Received a drone? Watch the rules

Drones are popular gifts, especially this festive season, prompting the CAAS to issue an updated list on the dos and don'ts of responsible flying.
Drones are popular gifts, especially this festive season, prompting the CAAS to issue an updated list on the dos and don'ts of responsible flying.PHOTO: AVETICS

Drones are a popular Christmas gift this year, prompting the authorities to remind recreational drone fliers who may have received the latest model toy to practise safe flying.

An updated list of dos and don'ts has been put out by the Civil Aviation Authority of Singapore (CAAS) for these hobbyists, including those flying drones for the first time.

The precautionary move was taken because since new regulations kicked in June last year, there have been about 25 cases of drone operators flying foul of the rules.

The regulations spell out, among others, when a drone-flying permit is required and where drones can be flown safely.

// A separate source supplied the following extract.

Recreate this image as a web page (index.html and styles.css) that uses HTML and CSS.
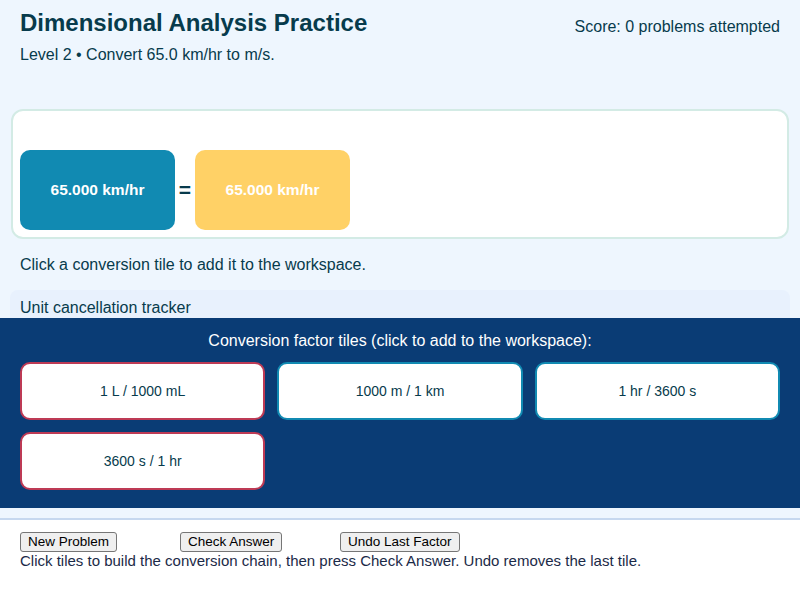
FILE: index.html
```html
<!DOCTYPE html>
<html lang="en">
<head>
<meta charset="utf-8">
<title>Dimensional Analysis Practice</title>
<link rel="stylesheet" href="styles.css">
</head>
<body>
<div class="page">
  <header class="header">
    <div class="titles">
      <h1 class="title">Dimensional Analysis Practice</h1>
      <p class="subtitle">Level 2 • Convert 65.0 km/hr to m/s.</p>
    </div>
    <div class="score">Score: 0 problems attempted</div>
  </header>

  <section class="workspace">
    <div class="chain">
      <div class="wtile start">65.000 km/hr</div>
      <div class="equals">=</div>
      <div class="wtile result">65.000 km/hr</div>
    </div>
  </section>

  <p class="hint">Click a conversion tile to add it to the workspace.</p>

  <div class="tracker">Unit cancellation tracker</div>

  <section class="bank">
    <div class="bank-title">Conversion factor tiles (click to add to the workspace):</div>
    <div class="tiles">
      <button class="ftile red">1 L / 1000 mL</button>
      <button class="ftile teal">1000 m / 1 km</button>
      <button class="ftile teal">1 hr / 3600 s</button>
      <button class="ftile red">3600 s / 1 hr</button>
    </div>
  </section>

  <div class="strip"></div>

  <footer class="controls">
    <div class="buttons">
      <button class="btn">New Problem</button>
      <button class="btn">Check Answer</button>
      <button class="btn">Undo Last Factor</button>
    </div>
    <div class="help">Click tiles to build the conversion chain, then press Check Answer. Undo removes the last tile.</div>
  </footer>
</div>
</body>
</html>
```

FILE: styles.css
```css
html, body {
  margin: 0;
  padding: 0;
}
body {
  background: #eef6fe;
  font-family: "Liberation Sans", Arial, sans-serif;
  color: #073b4c;
  width: 800px;
  height: 600px;
  overflow: hidden;
}
.page {
  display: flex;
  flex-direction: column;
  min-height: 600px;
}
.header {
  display: flex;
  justify-content: space-between;
  align-items: flex-start;
  padding: 8px 20px 0 20px;
}
.title {
  margin: 0;
  font-size: 24px;
  line-height: 30px;
  font-weight: bold;
  color: #073b4c;
}
.subtitle {
  margin: 7px 0 0 0;
  font-size: 16px;
  line-height: 19px;
}
.score {
  font-size: 16px;
  line-height: 19px;
  margin-top: 9px;
}
.workspace {
  margin: 45px 11px 0 11px;
  background: #ffffff;
  border: 2px solid #d3ebe5;
  border-radius: 12px;
  padding: 39px 7px 7px 7px;
}
.chain {
  display: flex;
  align-items: center;
  gap: 3px;
}
.wtile {
  width: 155px;
  height: 80px;
  border-radius: 10px;
  display: flex;
  align-items: center;
  justify-content: center;
  color: #ffffff;
  font-size: 15.5px;
  font-weight: bold;
}
.start {
  background: #118ab2;
}
.result {
  background: #ffd166;
}
.equals {
  font-size: 21px;
  font-weight: bold;
  color: #073b4c;
  width: 14px;
  text-align: center;
}
.hint {
  margin: 16px 20px 0 20px;
  font-size: 16px;
  line-height: 19px;
}
.tracker {
  margin: 16px 10px 0 10px;
  background: #e8f1fd;
  border-radius: 8px 8px 0 0;
  padding: 8px 10px 1px 10px;
  font-size: 16px;
  line-height: 19px;
}
.bank {
  background: #0a3c75;
  padding: 13px 20px 18px 20px;
}
.bank-title {
  color: #ffffff;
  text-align: center;
  font-size: 16px;
  line-height: 19px;
  margin-bottom: 12px;
}
.tiles {
  display: grid;
  grid-template-columns: repeat(3, 1fr);
  grid-auto-rows: 58px;
  gap: 12px;
}
.ftile {
  background: #ffffff;
  border: 2px solid #118ab2;
  border-radius: 10px;
  font-family: "Liberation Sans", Arial, sans-serif;
  font-size: 14px;
  color: #073b4c;
  padding: 0;
  margin: 0;
  cursor: pointer;
}
.ftile.red {
  border-color: #bd3a55;
}
.ftile.teal {
  border-color: #118ab2;
}
.strip {
  height: 10px;
  border-bottom: 2px solid #c6d8ef;
}
.controls {
  flex: 1;
  background: #ffffff;
  padding: 12px 20px 0 20px;
}
.buttons {
  display: grid;
  grid-template-columns: repeat(3, 160px);
  justify-items: start;
}
.btn {
  font-family: "Liberation Sans", Arial, sans-serif;
  font-size: 13.5px;
  line-height: 16px;
  height: 20px;
  padding: 0 7px;
  margin: 0;
  background: #efefef;
  border: 1px solid #767676;
  border-radius: 3px;
  color: #000000;
}
.help {
  font-size: 15px;
  line-height: 17px;
  color: #1b2a47;
}
```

CAAS director for the aviation industry, Mr Daniel Ng, said the campaign is being done in the interest of flight and public safety, and to raise people's awareness "on the need to fly their drones safely and responsibly". It was launched last week.

Desired flying practices include sending the mini-machines up in the sky only when the weather is clear and visibility is good, said the CAAS.

Users are also advised to keep their drones in sight all the time and not to fly over crowds or areas where they may interfere with emergency or moving vehicles.

A permit is a must when the drone weighs more than 7kg, flies above a height of 60m or is used for commercial purposes.

Operators also need to apply for a permit to ensure they do not fly over restricted and dangerous zones, including within 5km of an airport or airbase.

Those who break the rules can be fined up to $20,000 for their first offence. Repeat offenders can be fined up to $40,000, jailed up to 15 months, or given both punishments.

Drone retailers like Rotor Hobby say Christmas sales have risen.

Rotor is selling about 20 per cent more this festive month, especially for the cheaper models that start from as low as $39, said its manager, Ms Swen Lee. She added that first-timers "actually ask us for advice as they're afraid they may do something illegal".

Mr Alvin Lim, who works at The Drone Shop, said the store "has a big poster listing the dos and don'ts that we show to new fliers".

Mr Felix Oking, 34, an administrator of drone hobby group Universal Drones Singapore, said newcomers should preferably not go it alone on their maiden flight.

"They should do it with an experienced flier.''

He added: "New fliers can also join online drone groups, where they can get advice and tips on how to fly their drones."